I stood on that rooftop and I made that proclamation, but there was still a yearning in my heart. There was still more that I wanted, something I was searching for, and that something means I might have to move far, far away. And I wonder if all of this, everything that has happened to this point, has been a preparation for this next move.

None of it really matters. We like to think we have some control, we like to prepare, we like to think we've learned so much and are so world-wise. But in the end, change comes one way or the other and it doesn't really care whether you're ready for it or not. I'm just trying to remember that I've watched my life change numerous times, some by my choosing, some not so much, and it hasn't beaten me down yet.

But there are scenarios I would prefer, and I'm trying to convince myself to dream.

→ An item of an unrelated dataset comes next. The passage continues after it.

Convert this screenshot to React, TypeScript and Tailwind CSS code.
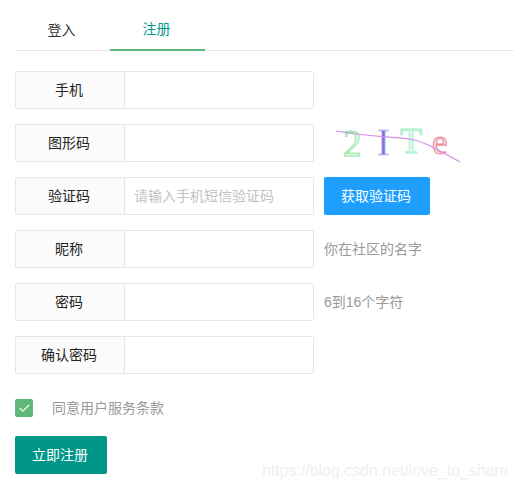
import { Check } from 'lucide-react';

const FONT = "font-['Liberation_Sans','Noto_Sans_CJK_SC',sans-serif]";

interface FormRowProps {
  label: string;
  placeholder?: string;
  children?: React.ReactNode;
}

function FormRow({ label, placeholder, children }: FormRowProps) {
  return (
    <div className="flex items-center h-[38px] mb-[15px]">
      <div className="flex w-[299px] h-[38px] border border-[#e6e6e6] rounded-[2px]">
        <div className="w-[109px] shrink-0 flex items-center justify-center pr-[2px] bg-[#fbfbfb] border-r border-[#e6e6e6] text-sm text-[#222]">
          {label}
        </div>
        <div className="flex-1 flex items-center pl-[9px] text-sm text-[#c2c2c2]">{placeholder}</div>
      </div>
      {children}
    </div>
  );
}

function Captcha() {
  return (
    <svg width="128" height="60" viewBox="0 -10 128 60" className="ml-[21px] mt-[3px]">
      <text x="8" y="31" fontSize="37" fontFamily="'Liberation Serif', serif" fill="#e4fbe7" stroke="#93e8a2" strokeWidth="1">2</text>
      <text x="42" y="30" fontSize="38" fontFamily="'Liberation Serif', serif" fill="#7f70dc" stroke="#d5d0f5" strokeWidth="0.8">I</text>
      <text x="65" y="28" fontSize="36" fontFamily="'Liberation Serif', serif" fill="#e4fbef" stroke="#a5eec6" strokeWidth="1">T</text>
      <text x="97" y="29" fontSize="35" fontFamily="'Liberation Serif', serif" fill="#fbdfe4" stroke="#e98a9c" strokeWidth="1">e</text>
      <path d="M1 6 C30 11 55 12 75 14 C92 17 108 28 125 37" fill="none" stroke="#cf8ce8" strokeWidth="1.2" />
    </svg>
  );
}

export default function App() {
  return (
    <div className={`${FONT} w-[518px] h-[489px] bg-white relative overflow-hidden pl-[15px] pt-[9px]`}>
      <div className="flex w-[499px] h-[42px] border-b border-[#e6e6e6] mb-[20px]">
        <div className="w-[95px] h-[41px] flex items-center justify-center pr-[2px] text-sm text-[#333]">登入</div>
        <div className="w-[95px] h-[42px] flex items-center justify-center pr-[2px] text-sm text-[#009688] border-b-2 border-[#5fb878]">注册</div>
      </div>

      <FormRow label="手机" />
      <FormRow label="图形码">
        <Captcha />
      </FormRow>
      <FormRow label="验证码" placeholder="请输入手机短信验证码">
        <button className="ml-[10px] w-[106px] h-[38px] pr-[2px] rounded-[2px] bg-[#1e9fff] text-sm text-white">获取验证码</button>
      </FormRow>
      <FormRow label="昵称">
        <span className="ml-[10px] text-sm text-[#999]">你在社区的名字</span>
      </FormRow>
      <FormRow label="密码">
        <span className="ml-[10px] text-sm text-[#999]">6到16个字符</span>
      </FormRow>
      <FormRow label="确认密码" />

      <div className="flex items-center mt-[25px] h-[18px]">
        <div className="w-[18px] h-[18px] rounded-[2px] bg-[#5fb878] flex items-center justify-center">
          <Check size={13} color="#fff" strokeWidth={2} />
        </div>
        <span className="ml-[19px] text-sm text-[#999]">同意用户服务条款</span>
      </div>

      <button className="block mt-[19px] w-[92px] h-[38px] pr-[2px] rounded-[2px] bg-[#009688] text-sm text-white">立即注册</button>

      <span className="absolute left-[262px] top-[462px] text-[15.9px] leading-[18px] text-[#efefef] font-['Liberation_Sans',sans-serif]">
        https://blog.csdn.net/love_to_share
      </span>
    </div>
  );
}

In other, more musical news, two Border Lines have earwormed me recently. The first is courtesy of a very funny episode of The Mindy Project. Yes, when I first heard it, I had a major nostalgia overload, but the Flaming Lips and company really prove that covers can reinterpret things in ways that are welcome.

The second Border Line, of course, is the new single by Goldspot. These lyrics really feel like the best ones the band have written to date. And even if some of their songs sound like cousins of each other, Goldspot has a distinct sound, one that tells you they're not afraid to incorporate Indian influence into their music but also that it's really woven into their fabric, not a device used for the purpose of kitsch.